Could you copy every line from the material below in which "components" appears?

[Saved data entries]
--*--

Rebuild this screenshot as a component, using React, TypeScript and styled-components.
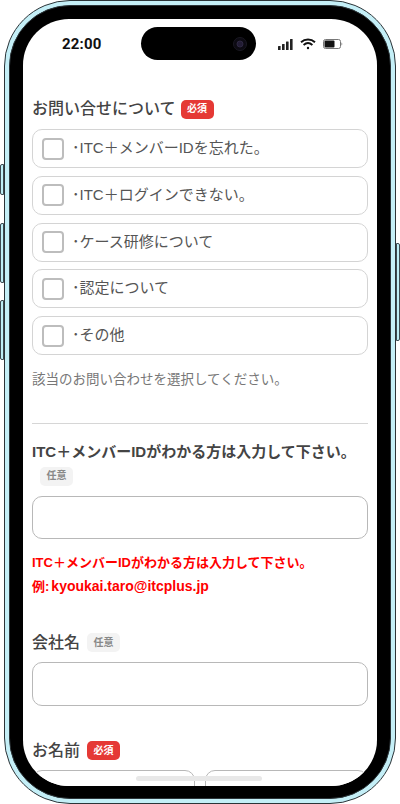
import styled, { createGlobalStyle } from 'styled-components'

const GlobalStyle = createGlobalStyle`
    html, body {
        margin: 0;
        padding: 0;
        background: #fff;
    }

    body {
        font-family: "Liberation Sans", "Noto Sans CJK JP", sans-serif;
    }
`

const Page = styled.div`
    position: relative;
    width: 400px;
    height: 804px;
    padding-left: 4px;
    box-sizing: border-box;
    overflow: hidden;
`

const SideButton = styled.span<{ $side: 'left' | 'right'; $top: number; $height: number }>`
    position: absolute;
    top: ${({ $top }) => $top}px;
    ${({ $side }) => $side}: 0;
    width: 4px;
    height: ${({ $height }) => $height}px;
    box-sizing: border-box;
    background: #bdeef6;
    border: 1px solid #3c4a50;
    border-radius: ${({ $side }) => ($side === 'left' ? '2px 0 0 2px' : '0 2px 2px 0')};
`

const Shell = styled.div`
    width: 392px;
    height: 804px;
    box-sizing: border-box;
    padding: 4px;
    background: #c4eff7;
    border: 1px solid #2c3438;
    border-radius: 66px;
`

const Bezel = styled.div`
    height: 100%;
    box-sizing: border-box;
    padding: 13px 13px 12px 13px;
    background: #000;
    border: 1px solid #2c3438;
    border-radius: 61px;
`

const Screen = styled.main`
    position: relative;
    height: 100%;
    overflow: hidden;
    background: #fff;
    border-radius: 46px;
`

const StatusBar = styled.header`
    display: flex;
    align-items: center;
    justify-content: space-between;
    height: 50px;
    padding: 0 34px 0 39px;
    box-sizing: border-box;
    color: #111;
`

const Clock = styled.span`
    font-family: Roboto, sans-serif;
    font-size: 15px;
    font-weight: 700;
    letter-spacing: 0.2px;
`

const Island = styled.div`
    position: absolute;
    top: 8px;
    left: 118px;
    display: flex;
    align-items: center;
    justify-content: flex-end;
    width: 115px;
    height: 33px;
    padding-right: 9px;
    box-sizing: border-box;
    background: #000;
    border-radius: 17px;
`

const StatusIcons = styled.div`
    display: flex;
    align-items: center;
    gap: 7px;
`

const Form = styled.form`
    padding: 30px 9px 0;
    color: #444;
`

const Section = styled.section`
    display: flex;
    flex-direction: column;
`

const Label = styled.div<{ $size?: number; $gap?: number }>`
    display: flex;
    align-items: center;
    flex-wrap: wrap;
    gap: ${({ $gap }) => $gap ?? 7}px;
    font-size: ${({ $size }) => $size ?? 16}px;
    font-weight: 500;
    line-height: 20px;
    color: #444;
`

const Badge = styled.span<{ $required?: boolean }>`
    display: inline-flex;
    align-items: center;
    justify-content: center;
    width: 33px;
    height: 19px;
    border-radius: 5px;
    font-size: 10px;
    font-weight: 700;
    line-height: 1;
    background: ${({ $required }) => ($required ? '#e53935' : '#f3f3f3')};
    color: ${({ $required }) => ($required ? '#fff' : '#888')};
`

const OptionList = styled.div`
    display: flex;
    flex-direction: column;
    gap: 7.8px;
    margin-top: 10px;
`

const Option = styled.label`
    display: flex;
    align-items: center;
    gap: 8px;
    height: 39px;
    padding-left: 9px;
    box-sizing: border-box;
    border: 1px solid #d4d4d4;
    border-radius: 10px;
    font-size: 15px;
    color: #555;
`

const OptionText = styled.span`
    margin-bottom: 4px;
`

const CheckBox = styled.span`
    width: 22px;
    height: 22px;
    box-sizing: border-box;
    border: 2px solid #bdbdbd;
    border-radius: 4px;
    background: #fff;
`

const Hint = styled.p`
    margin: 15.8px 0 0;
    font-size: 13.5px;
    line-height: 18px;
    color: #777;
`

const Divider = styled.hr`
    margin: 34px 0 0;
    border: 0;
    border-top: 1px solid #d6d6d6;
`

const IdLabel = styled(Label)`
    margin-top: 18px;
    row-gap: 5px;
    font-weight: 700;
`

const OptionalBadge = styled(Badge)`
    margin-left: 8px;
`

const TextInput = styled.input`
    display: block;
    width: 100%;
    height: 43px;
    margin-top: 10px;
    box-sizing: border-box;
    border: 1px solid #b8b8b8;
    border-radius: 10px;
    background: #fff;
    outline: none;
`

const Note = styled.p`
    margin: 12px 0 0;
    font-size: 13px;
    font-weight: 700;
    line-height: 24px;
    color: #ff0000;
`

const Email = styled.span`
    margin-left: 2px;
    font-size: 14px;
    line-height: 1;
`

const FieldSection = styled(Section)<{ $top: number }>`
    margin-top: ${({ $top }) => $top}px;
`

const FieldInput = styled(TextInput)`
    height: 44px;
    margin-top: 9px;
`

const NameRow = styled.div`
    display: flex;
    gap: 10px;
    margin-top: 9px;
`

const NameInput = styled(TextInput)`
    flex: 1;
    min-width: 0;
    margin-top: 0;
`

const HomeBar = styled.div`
    position: absolute;
    left: 113px;
    bottom: 5px;
    width: 126px;
    height: 5px;
    background: #e8e8e8;
    border-radius: 3px;
`

const options = [
    '･ITC＋メンバーIDを忘れた。',
    '･ITC＋ログインできない。',
    '･ケース研修について',
    '･認定について',
    '･その他',
]

const App = () => {
    return (
        <>
            <GlobalStyle />
            <Page>
                <SideButton $side='left' $top={164} $height={31} />
                <SideButton $side='left' $top={223} $height={60} />
                <SideButton $side='left' $top={300} $height={60} />
                <SideButton $side='right' $top={243} $height={98} />
                <Shell>
                    <Bezel>
                        <Screen>
                            <StatusBar>
                                <Clock>22:00</Clock>
                                <Island>
                                    <svg width='14' height='14' viewBox='0 0 14 14'>
                                        <circle cx='7' cy='7' r='6.5' fill='#0c0a12' stroke='#1a1822' />
                                        <circle cx='7' cy='7' r='3' fill='#221c34' stroke='#2e2842' />
                                    </svg>
                                </Island>
                                <StatusIcons>
                                    <svg width='15' height='11' viewBox='0 0 15 11' fill='#222'>
                                        <rect x='0' y='7' width='2.6' height='4' rx='0.5' />
                                        <rect x='4' y='5' width='2.6' height='6' rx='0.5' />
                                        <rect x='8' y='2.5' width='2.6' height='8.5' rx='0.5' />
                                        <rect x='12' y='0' width='2.6' height='11' rx='0.5' />
                                    </svg>
                                    <svg width='16' height='12' viewBox='0 0 16 12' fill='none' stroke='#111' strokeWidth='2'>
                                        <path d='M1 4.2C5 .6 11 .6 15 4.2' />
                                        <path d='M3.6 6.9c2.6-2.2 6.2-2.2 8.8 0' />
                                        <circle cx='8' cy='10' r='1.2' fill='#111' stroke='none' />
                                    </svg>
                                    <svg width='20' height='10' viewBox='0 0 20 10'>
                                        <rect x='0.5' y='0.5' width='17' height='9' rx='2' fill='#fff' stroke='#777' />
                                        <rect x='1.5' y='1.5' width='10' height='7' rx='1' fill='#111' />
                                        <path d='M18.5 3.5c1 .3 1 2.7 0 3z' fill='#777' />
                                    </svg>
                                </StatusIcons>
                            </StatusBar>
                            <Form>
                                <Section>
                                    <Label $gap={5}>
                                        お問い合せについて
                                        <Badge $required>必須</Badge>
                                    </Label>
                                    <OptionList>
                                        {options.map((option) => (
                                            <Option key={option}>
                                                <CheckBox />
                                                <OptionText>{option}</OptionText>
                                            </Option>
                                        ))}
                                    </OptionList>
                                    <Hint>該当のお問い合わせを選択してください。</Hint>
                                </Section>
                                <Divider />
                                <Section>
                                    <IdLabel $size={15}>
                                        ITC＋メンバーIDがわかる方は入力して下さい。
                                        <OptionalBadge>任意</OptionalBadge>
                                    </IdLabel>
                                    <TextInput type='text' />
                                    <Note>
                                        ITC＋メンバーIDがわかる方は入力して下さい。
                                        <br />
                                        例:<Email>kyoukai.taro@itcplus.jp</Email>
                                    </Note>
                                </Section>
                                <FieldSection $top={34}>
                                    <Label>
                                        会社名
                                        <Badge>任意</Badge>
                                    </Label>
                                    <FieldInput type='text' />
                                </FieldSection>
                                <FieldSection $top={35}>
                                    <Label>
                                        お名前
                                        <Badge $required>必須</Badge>
                                    </Label>
                                    <NameRow>
                                        <NameInput type='text' />
                                        <NameInput type='text' />
                                    </NameRow>
                                </FieldSection>
                            </Form>
                            <HomeBar />
                        </Screen>
                    </Bezel>
                </Shell>
            </Page>
        </>
    )
}

export default App
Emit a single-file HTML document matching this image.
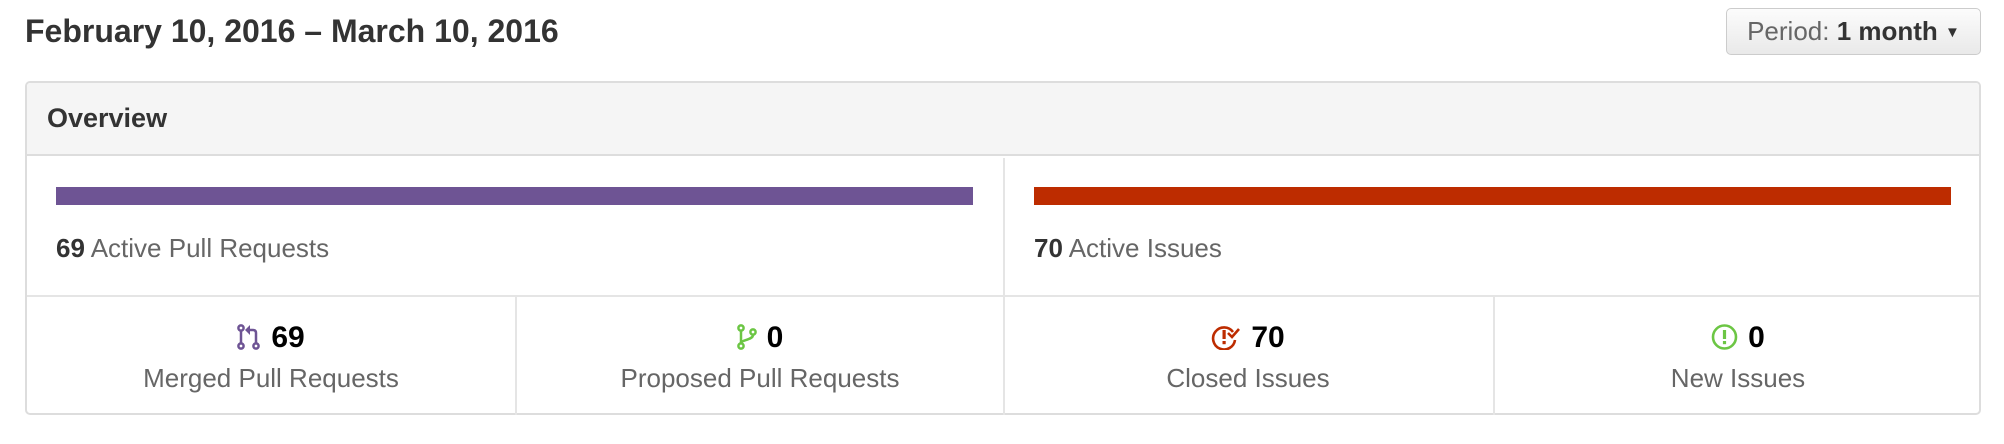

--*--

PROBLEM SOLUTION
Rebuild this screenshot as a component, using React, TypeScript and styled-components.
import styled, { createGlobalStyle } from 'styled-components'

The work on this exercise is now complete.